The considerable accomplishment in recent years although may have been a cumulative work of several regimes combined has been put into reality by the Aquino administration. Never there has been a President whose people’s trust rating approval has been relatively consistent despite some “imperfections.” Political trust was the main reason behind the accolades the local economy has steadily attained during the recent years. Fundamental macroeconomic indicators remain steadfast despite the lack of foreign direct investment (FDIs). Local investors took the risks and won the gambit despite the lack of stable market to offer their products. These were achieved despite the lack of economic support from the Southern Philippines brought about by what seem to be a chronic energy problem that has never been addressed, even by the previous regime.

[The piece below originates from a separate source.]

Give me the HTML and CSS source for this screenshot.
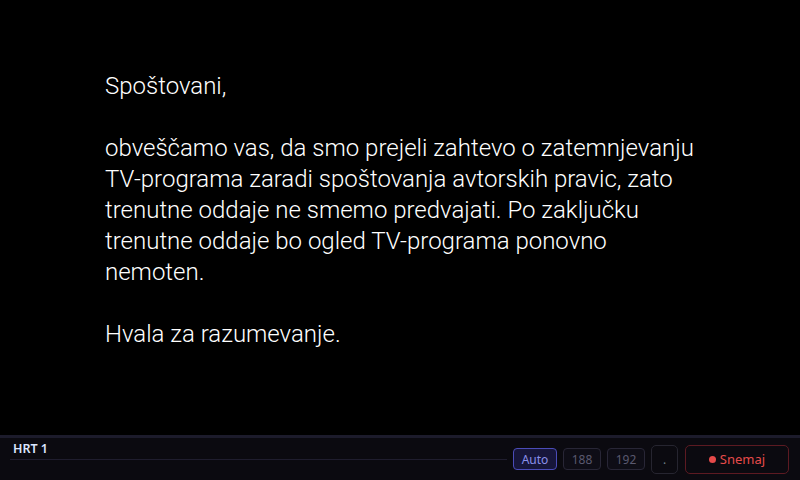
FILE: index.html
```html
<!DOCTYPE html>
<html lang="sl">
<head>
<meta charset="utf-8">
<link rel="stylesheet" href="styles.css">
</head>
<body>
<main class="screen">
  <div class="notice">
    <p>Spoštovani,</p>
    <p>obveščamo vas, da smo prejeli zahtevo o zatemnjevanju TV-programa zaradi spoštovanja avtorskih pravic, zato trenutne oddaje ne smemo predvajati. Po zaključku trenutne oddaje bo ogled TV-programa ponovno nemoten.</p>
    <p>Hvala za razumevanje.</p>
  </div>
</main>
<footer class="bar">
  <div class="channel">
    <div class="channel-name">HRT 1</div>
    <div class="channel-line"></div>
  </div>
  <div class="controls">
    <button class="q q-active">Auto</button>
    <button class="q">188</button>
    <button class="q">192</button>
    <button class="big dot-btn">.</button>
    <button class="big rec"><span class="rec-dot"></span>Snemaj</button>
  </div>
</footer>
</body>
</html>
```
FILE: styles.css
```css
html, body {
  margin: 0;
  padding: 0;
  background: #000;
}
body {
  width: 800px;
  height: 480px;
  display: flex;
  flex-direction: column;
  overflow: hidden;
}
.screen {
  flex: 1;
  padding: 71px 0 0 105px;
  box-sizing: border-box;
}
.notice {
  width: 602px;
  font-family: Roboto, "Liberation Sans", sans-serif;
  font-weight: 300;
  font-size: 24px;
  line-height: 31px;
  color: #fff;
}
.notice p {
  margin: 0 0 31px 0;
}
.bar {
  height: 45px;
  box-sizing: border-box;
  border-top: 3px solid #1c1b2b;
  background: #0b0a10;
  display: flex;
  align-items: center;
  gap: 6px;
  padding: 0 11px 0 10px;
}
.channel {
  flex: 1;
  align-self: stretch;
  padding-top: 4px;
}
.channel-name {
  font-family: "Noto Sans", "Open Sans", sans-serif;
  font-weight: 600;
  font-size: 12.5px;
  line-height: 14px;
  color: #dbe6ff;
  padding-left: 3px;
}
.channel-line {
  height: 1px;
  background: #1f1d2e;
  margin-top: 3px;
}
.controls {
  display: flex;
  align-items: center;
  gap: 6px;
}
button {
  font-family: "Noto Sans", "Open Sans", sans-serif;
  margin: 0;
  padding: 0;
  box-sizing: border-box;
  cursor: pointer;
}
.q {
  height: 22px;
  width: 38px;
  border-radius: 4px;
  border: 1px solid #282636;
  background: #0e0d16;
  color: #5a596f;
  font-size: 12px;
}
.q-active {
  width: 44px;
  border-color: #4b4cb8;
  background: #17163a;
  color: #8a90ea;
}
.big {
  height: 29px;
  border-radius: 5px;
  background: #0b0a10;
}
.dot-btn {
  width: 27px;
  border: 1px solid #262530;
  color: #6f8088;
  font-size: 12px;
  margin-right: 1px;
}
.rec {
  width: 104px;
  border: 1px solid #5c1a22;
  color: #e64a4a;
  font-size: 13px;
  display: flex;
  align-items: center;
  justify-content: center;
  gap: 4px;
}
.rec-dot {
  width: 7px;
  height: 7px;
  border-radius: 50%;
  background: #e64a4a;
}
```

But recent events seem to turn the tide against our favor. Demand for real properties has tapered off considerably with a net income -26.9 percentage points in the third quarter of 2013 from -16.2 percentage points in the same period of last year. The first to the third quarter performance showed a considerable decrease in the net income from -11.6 percent to -28.4 percent. This was negatively complemented by a considerable increase in energy cost coupled with the hefty increase in the price of oil products. These are like the “Sword of Damocles” hanging above and waiting to chop our heads.
This stands to create a certain kind of economic disorder that will negatively affect the people’s buying capacity, because it will ultimately create “high” inflation and interest rates. Not to mention the continued depreciation of the peso against the dollar. So what do we expect to happen next fiscal year?
This will come in the midst of all adversities the country has gone through this year. With the possible materialization of FDI and local investments in the offing, the country hopes to create a business and economic scenario that will cushion the impact of the so called “bubble burst.”